Depending on the tree if you removal all the suckers on the limbs, you will lions tail them.


----------



## Pelorus (Mar 6, 2013)

You might want to look further into why the tree is stressed out. Has it been topped, or severely pruned? There is a reason why all those buds have sprouted, and just dealing with those suckers isn't gonna help the tree very much. Remember too that those suckers are generating "food" via photosynthesis for the tree.


----------



## beastmaster (Mar 7, 2013)

Oaks aften sucker out(as do many other types of trees)from being previously over pruned. Has the tree been liontailed in the past or have any large limbs removed or topped? Depending on the reason and severity of damage done to the tree that has cause the "suckering out", I might leave most the suckers on branches where there is a risk of sunscald. Removing a small percentege of suckers around unions and those on the main trunk leaving as many as possable is sometimes advisable. Then remove a little more each time the tree is pruned, leaving the ones that show potential of growing into new limbs and removing those growing streight up or weakly attached. 
If too many are removed the tree will just sucker out again. Suckers are a defense mechanism of the tree, a survival trait. What ever you decide to do, you should leave as much as possible letting the tree build up its energy levels. Thinning the really thick or weak suckers a little may not hurt. cleaning up the trunk and around brantch unions will make the tree look a little nicer and shouldn't harm the tree. But don't remove all the suckers. the tree grow them for a reason and is responding to some kind of stress.


----------



## TreeToronto (Mar 7, 2013)

Thinning cuts remove branches to their points of origin or attachment it also stimulate growth in whole of the tree, rather than in single branches of the tree hey go for Drop crotching it allow the tree to retain a natural shape in this thinning cut reduces the size of the tree and helps your oak tree in better air circulation and improved sunlight penetration, it also gives tree a less wind resistance


----------



## landscape doc (Mar 8, 2013)

Water sprouts on tops of limbs. Suckers from understock. Water sprouts have a different "inferior" attachment than "normal twigs. Sometimes you need a water sprout to fill a hole in the canopy' but they can be structurally dangerous. There are a predetermined amount of cells between annual growth nodes. There is an optimal length for yearly growth. Longer is not better or stronger.


----------



## Chris Wood (Mar 26, 2013)

Hi Guys, 

Thanks for the response. One large oak had some major contraction around it's base 5 years back. So I expect soil compaction to be stressing out the oak, hence the suckering. No further soil compaction has been conducted, so now the client wants a more refined looking oak, so I will go in and thin the suckers. 

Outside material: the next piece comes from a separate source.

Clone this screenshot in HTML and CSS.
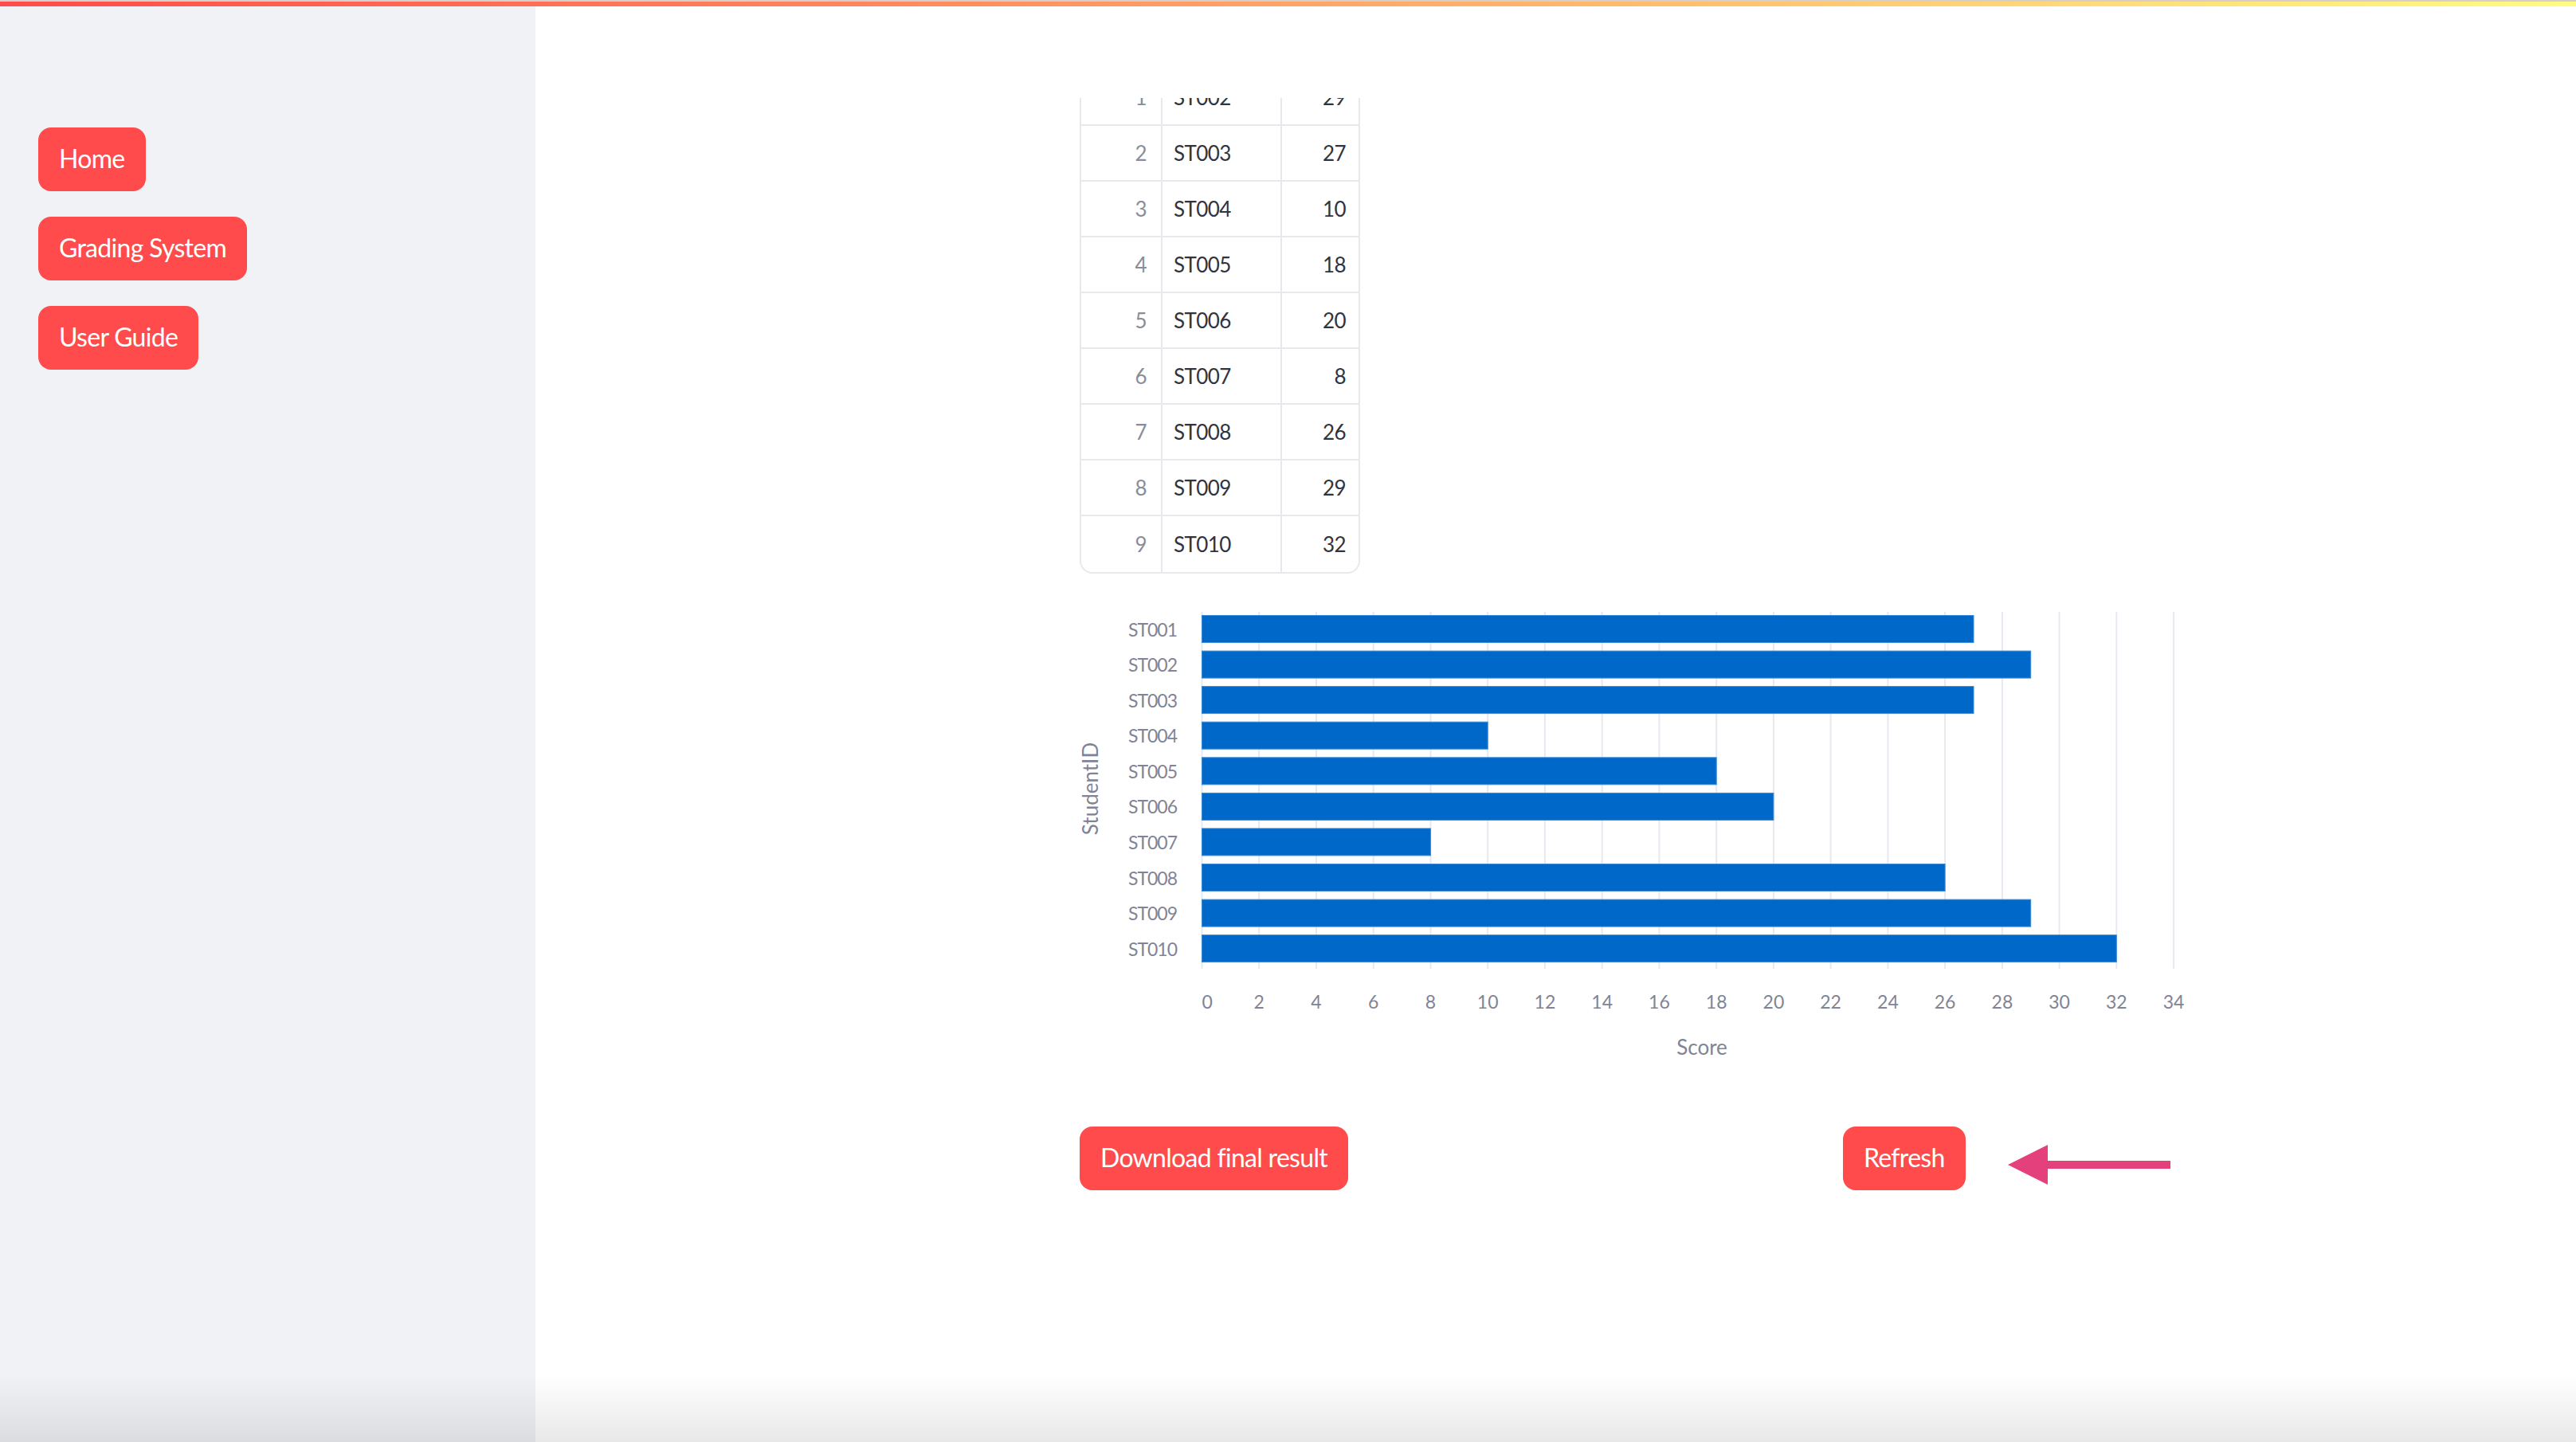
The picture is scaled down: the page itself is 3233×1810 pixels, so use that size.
FILE: index.html
```html
<!DOCTYPE html>
<html lang="en">
<head>
<meta charset="utf-8">
<title>Grading System</title>
<link rel="stylesheet" href="styles.css">
</head>
<body>
<div class="topbar"></div>
<div class="app">
  <aside class="sidebar">
    <nav class="nav">
      <button class="btn">Home</button>
      <button class="btn">Grading System</button>
      <button class="btn">User Guide</button>
    </nav>
  </aside>
  <main class="main">
    <div class="table-view">
      <div class="table">
        <div class="row"><div class="cell idx">1</div><div class="cell id">ST002</div><div class="cell num">29</div></div>
        <div class="row"><div class="cell idx">2</div><div class="cell id">ST003</div><div class="cell num">27</div></div>
        <div class="row"><div class="cell idx">3</div><div class="cell id">ST004</div><div class="cell num">10</div></div>
        <div class="row"><div class="cell idx">4</div><div class="cell id">ST005</div><div class="cell num">18</div></div>
        <div class="row"><div class="cell idx">5</div><div class="cell id">ST006</div><div class="cell num">20</div></div>
        <div class="row"><div class="cell idx">6</div><div class="cell id">ST007</div><div class="cell num">8</div></div>
        <div class="row"><div class="cell idx">7</div><div class="cell id">ST008</div><div class="cell num">26</div></div>
        <div class="row"><div class="cell idx">8</div><div class="cell id">ST009</div><div class="cell num">29</div></div>
        <div class="row"><div class="cell idx">9</div><div class="cell id">ST010</div><div class="cell num">32</div></div>
      </div>
    </div>

    <svg class="chart" width="1420" height="600" viewBox="0 0 1420 600">
      <g class="grid">
        <line x1="153.5" y1="28" x2="153.5" y2="476"/>
        <line x1="225.2" y1="28" x2="225.2" y2="476"/>
        <line x1="297" y1="28" x2="297" y2="476"/>
        <line x1="368.7" y1="28" x2="368.7" y2="476"/>
        <line x1="440.5" y1="28" x2="440.5" y2="476"/>
        <line x1="512.2" y1="28" x2="512.2" y2="476"/>
        <line x1="583.9" y1="28" x2="583.9" y2="476"/>
        <line x1="655.7" y1="28" x2="655.7" y2="476"/>
        <line x1="727.4" y1="28" x2="727.4" y2="476"/>
        <line x1="799.2" y1="28" x2="799.2" y2="476"/>
        <line x1="870.9" y1="28" x2="870.9" y2="476"/>
        <line x1="942.6" y1="28" x2="942.6" y2="476"/>
        <line x1="1014.4" y1="28" x2="1014.4" y2="476"/>
        <line x1="1086.1" y1="28" x2="1086.1" y2="476"/>
        <line x1="1157.9" y1="28" x2="1157.9" y2="476"/>
        <line x1="1229.6" y1="28" x2="1229.6" y2="476"/>
        <line x1="1301.3" y1="28" x2="1301.3" y2="476"/>
        <line x1="1373.1" y1="28" x2="1373.1" y2="476"/>
      </g>
      <g class="bars">
        <rect x="153.5" y="32.5" width="968.5" height="34"/>
        <rect x="153.5" y="77.1" width="1040.2" height="34"/>
        <rect x="153.5" y="121.6" width="968.5" height="34"/>
        <rect x="153.5" y="166.2" width="358.7" height="34"/>
        <rect x="153.5" y="210.8" width="645.7" height="34"/>
        <rect x="153.5" y="255.4" width="717.4" height="34"/>
        <rect x="153.5" y="299.9" width="287" height="34"/>
        <rect x="153.5" y="344.5" width="932.6" height="34"/>
        <rect x="153.5" y="389.1" width="1040.2" height="34"/>
        <rect x="153.5" y="433.6" width="1147.8" height="34"/>
      </g>
      <g class="ylabels">
        <text x="122" y="49.5">ST001</text>
        <text x="122" y="94.1">ST002</text>
        <text x="122" y="138.6">ST003</text>
        <text x="122" y="183.2">ST004</text>
        <text x="122" y="227.8">ST005</text>
        <text x="122" y="272.4">ST006</text>
        <text x="122" y="316.9">ST007</text>
        <text x="122" y="361.5">ST008</text>
        <text x="122" y="406.1">ST009</text>
        <text x="122" y="450.6">ST010</text>
      </g>
      <g class="xlabels">
        <text x="153.5" y="517" class="first">0</text>
        <text x="225.2" y="517">2</text>
        <text x="297" y="517">4</text>
        <text x="368.7" y="517">6</text>
        <text x="440.5" y="517">8</text>
        <text x="512.2" y="517">10</text>
        <text x="583.9" y="517">12</text>
        <text x="655.7" y="517">14</text>
        <text x="727.4" y="517">16</text>
        <text x="799.2" y="517">18</text>
        <text x="870.9" y="517">20</text>
        <text x="942.6" y="517">22</text>
        <text x="1014.4" y="517">24</text>
        <text x="1086.1" y="517">26</text>
        <text x="1157.9" y="517">28</text>
        <text x="1229.6" y="517">30</text>
        <text x="1301.3" y="517">32</text>
        <text x="1373.1" y="517">34</text>
      </g>
      <text class="axis-title" x="781" y="574">Score</text>
      <text class="axis-title" x="0" y="0" transform="translate(13 250) rotate(-90)">StudentID</text>
    </svg>

    <div class="actions">
      <div class="action-left">
        <button class="btn">Download final result</button>
      </div>
      <div class="action-right">
        <button class="btn">Refresh</button>
        <svg class="arrow" width="204" height="50" viewBox="0 0 204 50">
          <polygon points="0,25 50,0 50,20 204,20 204,30 50,30 50,50"/>
        </svg>
      </div>
    </div>
  </main>
</div>
<div class="bottom-shade"></div>
</body>
</html>
```

FILE: styles.css
```css
html, body {
  margin: 0;
  padding: 0;
}

body {
  width: 3233px;
  height: 1810px;
  overflow: hidden;
  background: #ffffff;
  font-family: Lato, "Open Sans", sans-serif;
  color: #31333f;
  position: relative;
}

.topbar {
  height: 6px;
  border-top: 2px solid #d8cdc8;
  background: linear-gradient(90deg, #ff4b4b, #fffd80);
}

.app {
  display: flex;
  height: 1802px;
}

.sidebar {
  flex: none;
  width: 672px;
  box-sizing: border-box;
  background: #f0f2f6;
  padding: 152px 0 0 48px;
}

.nav {
  display: flex;
  flex-direction: column;
  align-items: flex-start;
  gap: 32px;
}

.btn {
  height: 80px;
  border: 0;
  border-radius: 16px;
  background: #ff4b4b;
  color: #ffffff;
  font-family: Lato, "Open Sans", sans-serif;
  font-size: 32px;
  font-weight: 400;
  letter-spacing: -0.7px;
  padding: 0 26px 3px;
  white-space: nowrap;
  cursor: pointer;
}

.main {
  flex: 1;
  padding: 115px 0 0 683px;
}

/* data table (scrolled, top rows hidden under the header) */
.table-view {
  width: 352px;
  height: 597px;
  box-sizing: border-box;
  overflow: hidden;
  border: 2px solid #e8e9ed;
  border-top: 0;
  border-radius: 0 0 16px 16px;
}

.table {
  margin-top: -35px;
}

.row {
  display: grid;
  grid-template-columns: 102px 150px 96px;
  height: 70px;
  box-sizing: border-box;
  border-bottom: 2px solid #e8e9ed;
}

.row:last-child {
  border-bottom: 0;
  height: 70px;
}

.cell {
  display: flex;
  align-items: center;
  font-family: Lato, "Open Sans", sans-serif;
  font-size: 26px;
  letter-spacing: -0.6px;
  box-sizing: border-box;
}

.cell.idx {
  justify-content: flex-end;
  padding-right: 18px;
  color: #8b8d96;
  border-right: 2px solid #e8e9ed;
}

.cell.id {
  padding-left: 14px;
  border-right: 2px solid #e8e9ed;
}

.cell.num {
  justify-content: flex-end;
  padding-right: 16px;
}

/* chart */
.chart {
  display: block;
  margin-top: 20px;
  font-family: Lato, "Open Sans", sans-serif;
}

.grid line {
  stroke: #e6e9ef;
  stroke-width: 2;
}

.bars rect {
  fill: #0068c9;
  stroke: #3d8ad6;
  stroke-width: 1;
}

.ylabels text {
  fill: #808495;
  font-size: 23px;
  letter-spacing: -1px;
  text-anchor: end;
  dominant-baseline: central;
}

.xlabels text {
  fill: #808495;
  font-size: 23px;
  text-anchor: middle;
  dominant-baseline: central;
}

.xlabels text.first {
  text-anchor: start;
}

.axis-title {
  fill: #808495;
  font-size: 26px;
  text-anchor: middle;
  dominant-baseline: central;
}

/* bottom actions */
.actions {
  display: flex;
  align-items: flex-start;
  margin-top: 74px;
}

.action-left {
  width: 958px;
  flex: none;
}

.action-right {
  display: flex;
  align-items: flex-start;
}

.arrow {
  display: block;
  margin: 23px 0 0 53px;
}

.arrow polygon {
  fill: #e4407b;
}

.bottom-shade {
  position: absolute;
  left: 0;
  right: 0;
  bottom: 0;
  height: 85px;
  background: linear-gradient(to bottom, rgba(0, 0, 0, 0), rgba(0, 0, 0, 0.09));
  pointer-events: none;
}
```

What do you guys suggest to dealing with major soil compaction after the fact? Airspading? I was hoping to tip back the long branches, thin the sucker growth and call it a day. There is no deadwood present in the tree. 

Another oak, has extensive deadwood and extensive sucker growth. For that tree, I was going to prune out the deadwood and thin the sucker growth and call it a day. For that oak, I have no explanation as to why it is failing, limited light may be a small factor as the adjacent oaks are growing up rapidly.

Cheers, 

Chris


----------



## Bermie (Mar 27, 2013)

Pelorus and Beastmaster have given you two sound and reasoned answers. You can't go wrong following their advice, they have summarized neatly what I would have said.


----------